Companies Act Section 39: Allotment of Securities by Company
1. Conditions for Allotment of Securities
Section 39 of the Companies Act establishes specific conditions that must be met before a company can allot securities that have been offered to the public for subscription.
The primary purpose of this provision is to ensure that companies do not prematurely allot securities without securing the necessary financial backing and support from investors.
Key Conditions:
Minimum Subscription Requirement:
Before a company can make any allotment of securities to the public, it must ensure that the minimum amount specified in the prospectus has been fully subscribed.
This requirement acts as a safeguard to ensure that the company has enough financial commitment from the public to proceed with the securities issue.
The minimum subscription amount is a critical threshold.
It represents the minimum sum of money that the company must raise in order for the securities issue to be viable.
If this threshold is not met, the company cannot proceed with the allotment, and the securities offering must be reconsidered.
Payment of Application Money:
Additionally, the sums payable on application for the minimum subscription amount must have been paid to and received by the company.
The payment must be made either by cheque or another approved financial instrument.
This provision ensures that the company has actually received the funds promised by investors before moving forward with the allotment process.
2. Minimum Application Amount
The Companies Act also specifies the minimum amount that investors must pay when applying for securities.
This is designed to provide a fair and consistent approach to the application process.
Five Percent Minimum:
The amount payable upon application for each security must be no less than five percent of the nominal value of the security.
This five percent minimum serves as a benchmark to ensure that investors are making a meaningful financial commitment when applying for securities.
Regulatory Modifications:
The Securities and Exchange Board of India (SEBI) has the authority to modify this minimum percentage or amount. SEBI may issue regulations to specify a different percentage or amount if it deems necessary based on the nature of the securities market or the specific offering.
This provision gives SEBI flexibility to adapt to changing market conditions and investor needs.
3. Refunds for Insufficient Subscription
If the minimum subscription amount is not reached, or if the application funds are not collected within a specific timeframe, the company is required to refund the money to the applicants.
Timeframe for Subscription:
If the company fails to receive the minimum subscription amount within thirty days from the date of the prospectus, or within another period specified by SEBI, the securities cannot be allotted, and the offering must be deemed unsuccessful.
This timeline ensures that the process moves forward efficiently and that investors are not left in limbo.
Refund Obligations:
In such cases, the company is obligated to return the application money to the applicants.
The refund must be made within a prescribed period and in the manner specified by regulations.
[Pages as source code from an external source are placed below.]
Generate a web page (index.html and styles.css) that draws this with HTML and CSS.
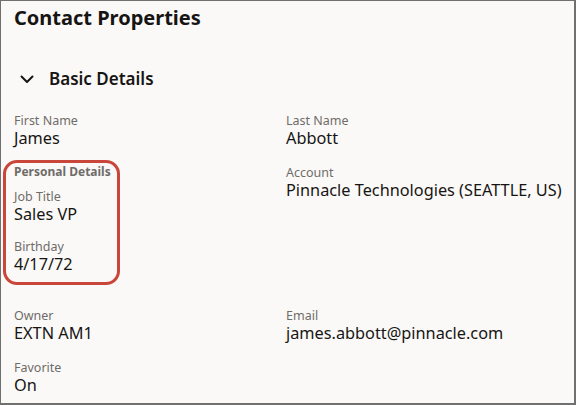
FILE: index.html
```html
<!DOCTYPE html>
<html>
<head>
<meta charset="utf-8">
<link rel="stylesheet" href="styles.css">
</head>
<body>
<div class="panel">
  <h1 class="title">Contact Properties</h1>
  <div class="section-head">
    <svg class="chevron" width="14" height="9" viewBox="0 0 14 9"><path d="M1.5 1.5 L7 7 L12.5 1.5" fill="none" stroke="#161513" stroke-width="2" stroke-linecap="round" stroke-linejoin="round"/></svg>
    <span class="section-title">Basic Details</span>
  </div>
  <div class="grid">
    <div class="field"><div class="label">First Name</div><div class="value">James</div></div>
    <div class="field"><div class="label">Last Name</div><div class="value">Abbott</div></div>
    <div class="group">
      <div class="group-title">Personal Details</div>
      <div class="field"><div class="label">Job Title</div><div class="value">Sales VP</div></div>
      <div class="field"><div class="label">Birthday</div><div class="value">4/17/72</div></div>
    </div>
    <div class="field"><div class="label">Account</div><div class="value">Pinnacle Technologies (SEATTLE, US)</div></div>
    <div class="field"><div class="label">Owner</div><div class="value">EXTN AM1</div></div>
    <div class="field"><div class="label">Email</div><div class="value">james.abbott@pinnacle.com</div></div>
    <div class="field"><div class="label">Favorite</div><div class="value">On</div></div>
  </div>
</div>
</body>
</html>
```

FILE: styles.css
```css
html, body {
  margin: 0;
  padding: 0;
}
body {
  font-family: "Noto Sans", sans-serif;
  color: #161513;
  background: #fbf9f8;
}
.panel {
  box-sizing: border-box;
  width: 576px;
  height: 405px;
  background: #fbf9f8;
  border-top: 1px solid #707070;
  border-left: 1px solid #707070;
  border-right: 2px solid #707070;
  border-bottom: 2px solid #707070;
  padding: 3px 8px 0 13px;
  overflow: hidden;
}
.title {
  margin: 0;
  font-size: 20px;
  line-height: 28px;
  font-weight: 700;
}
.section-head {
  margin-top: 35px;
  display: flex;
  align-items: center;
  height: 24px;
}
.chevron {
  margin-left: 6px;
  margin-right: 15px;
}
.section-title {
  font-size: 17px;
  line-height: 24px;
  font-weight: 600;
}
.grid {
  margin-top: 21px;
  display: grid;
  grid-template-columns: 272px 1fr;
  row-gap: 16px;
  align-items: start;
}
.label {
  font-size: 12.5px;
  line-height: 17px;
  color: #6f6c68;
  white-space: nowrap;
}
.value {
  font-size: 16.3px;
  line-height: 19px;
  white-space: nowrap;
}
.group {
  position: relative;
  margin-bottom: 17px;
}
.group::before {
  content: "";
  position: absolute;
  left: -11px;
  top: -4px;
  width: 117px;
  height: 125px;
  box-sizing: border-box;
  border: 3px solid #c8463a;
  border-radius: 14px;
}
.group-title {
  font-size: 12px;
  line-height: 16px;
  font-weight: 700;
  color: #6f6c68;
  margin-bottom: 8px;
  white-space: nowrap;
}
.group .field + .field {
  margin-top: 14px;
}
```
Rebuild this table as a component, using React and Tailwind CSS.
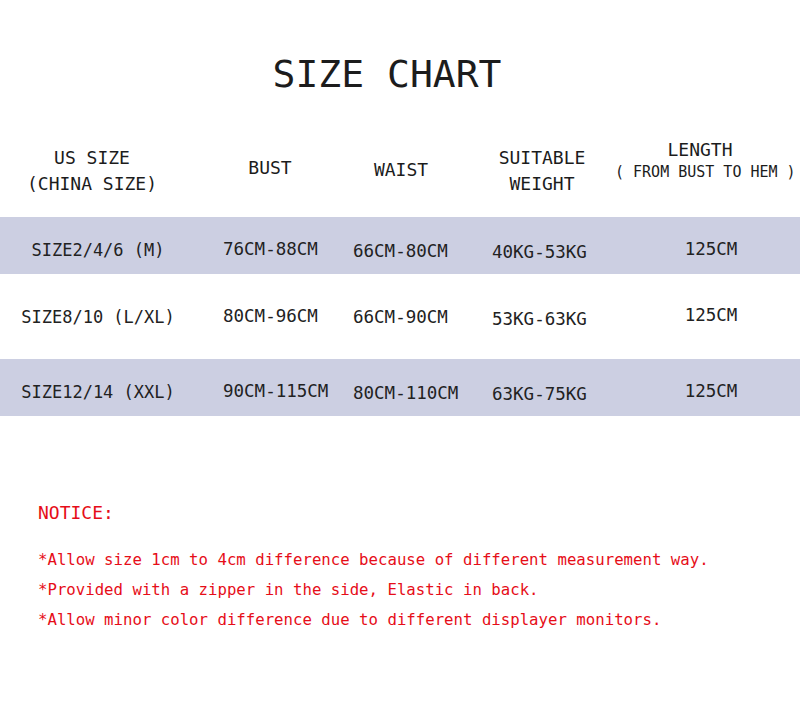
import React from 'react';

const rows = [
    { size: 'SIZE2/4/6 (M)', bust: '76CM-88CM', waist: '66CM-80CM', weight: '40KG-53KG', length: '125CM', band: true, pad: 'pt-[9px]' },
    { size: 'SIZE8/10 (L/XL)', bust: '80CM-96CM', waist: '66CM-90CM', weight: '53KG-63KG', length: '125CM', band: false, pad: 'pt-0' },
    { size: 'SIZE12/14 (XXL)', bust: '90CM-115CM', waist: '80CM-110CM', weight: '63KG-75KG', length: '125CM', band: true, pad: 'pt-[9px]' },
];

const notes = [
    '*Allow size 1cm to 4cm difference because of different measurement way.',
    '*Provided with a zipper in the side, Elastic in back.',
    '*Allow minor color difference due to different displayer monitors.',
];

export default function App() {
    return (
        <div className="w-[800px] h-[721px] bg-white text-[#1c1c1c] font-['DejaVu_Sans_Mono',monospace] overflow-hidden">
            <h1 className="pt-[55px] text-center text-[38px] leading-none font-normal pr-[26px]">
                SIZE CHART
            </h1>

            {/* header */}
            <div className="mt-[32px] h-[92px] grid grid-cols-[200px_140px_135px_140px_185px] items-center text-[18px]">
                <div className="text-center pr-[16px] leading-[26px]">
                    <div>US SIZE</div>
                    <div>(CHINA SIZE)</div>
                </div>
                <div className="text-center leading-[26px] pb-[6px]">BUST</div>
                <div className="text-center pr-[13px] leading-[26px] pb-[2px]">WAIST</div>
                <div className="text-center pr-[6px] leading-[26px]">
                    <div>SUITABLE</div>
                    <div>WEIGHT</div>
                </div>
                <div className="text-center leading-[23px] pb-[21px] whitespace-nowrap">
                    <div className="pr-[15px]">LENGTH</div>
                    <div className="text-[15px] pr-[6px]">( FROM BUST TO HEM )</div>
                </div>
            </div>

            {/* rows */}
            {rows.map((r, i) => (
                <div
                    key={i}
                    className={`grid grid-cols-[200px_140px_135px_140px_185px] items-center text-[17.5px] leading-[22px] text-[#222] ${r.pad} ${r.band ? 'bg-[#cccfe2] h-[57px]' : 'bg-white h-[85px]'}`}
                >
                    <div className="text-center pr-[4px] text-[17px]">{r.size}</div>
                    <div className="pl-[23px] pb-[2px]">{r.bust}</div>
                    <div className="pl-[13px] pt-[1px]">{r.waist}</div>
                    <div className="pl-[17px] pt-[4px]">{r.weight}</div>
                    <div className="text-center pl-[7px] pb-[3px]">{r.length}</div>
                </div>
            ))}

            {/* notice */}
            <div className="pl-[38px] text-[#e60d18]">
                <div className="mt-[82px] text-[18px] leading-[30px]">NOTICE:</div>
                <div className="mt-[17px] text-[15.7px] leading-[30px]">
                    {notes.map((n, i) => (
                        <div key={i}>{n}</div>
                    ))}
                </div>
            </div>
        </div>
    );
}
This is crucial for investor protection, as it ensures that investors are not unfairly penalized or left without their funds if the securities issue does not proceed.
4. Return of Allotment
Once a company with share capital has successfully allotted securities, it is required to submit a formal report known as a Return of Allotment to the Registrar.
Filing the Return:
The return must be filed in the prescribed manner and contain details of the securities allotted, including the number of securities issued and the names of the allottees.
This filing serves as an official record of the allotment and ensures transparency in the company's shareholding structure.
The return of allotment is important because it allows regulatory authorities and other interested parties to verify that the securities allotment has been conducted in accordance with the law and the terms set out in the prospectus.
5. Penalties for Non-Compliance
The Companies Act imposes penalties on companies and their officers if they fail to comply with the requirements outlined in this section, particularly those related to the return of allotment and refunds for insufficient subscriptions.
Failure to Refund:
If the company does not return the money to applicants within the prescribed time after failing to meet the minimum subscription amount, both the company and any officer responsible for the default are subject to penalties.
This provision holds those in charge accountable for ensuring timely refunds to investors.
Failure to File the Return of Allotment:
Similarly, if the company fails to file the return of allotment with the Registrar, the company and its officers are liable for penalties.
The law ensures that companies adhere to the regulatory framework and maintain accurate records of securities transactions.
Specific Penalties:
The penalties for default are clearly defined. For each day that the default continues, the company and its officers are liable to pay a fine of either:
One thousand rupees per day, or
A maximum of one lakh rupees, whichever amount is lower.
This structured penalty system emphasizes the importance of compliance while capping the total fine to prevent disproportionate financial consequences for prolonged, unintentional non-compliance.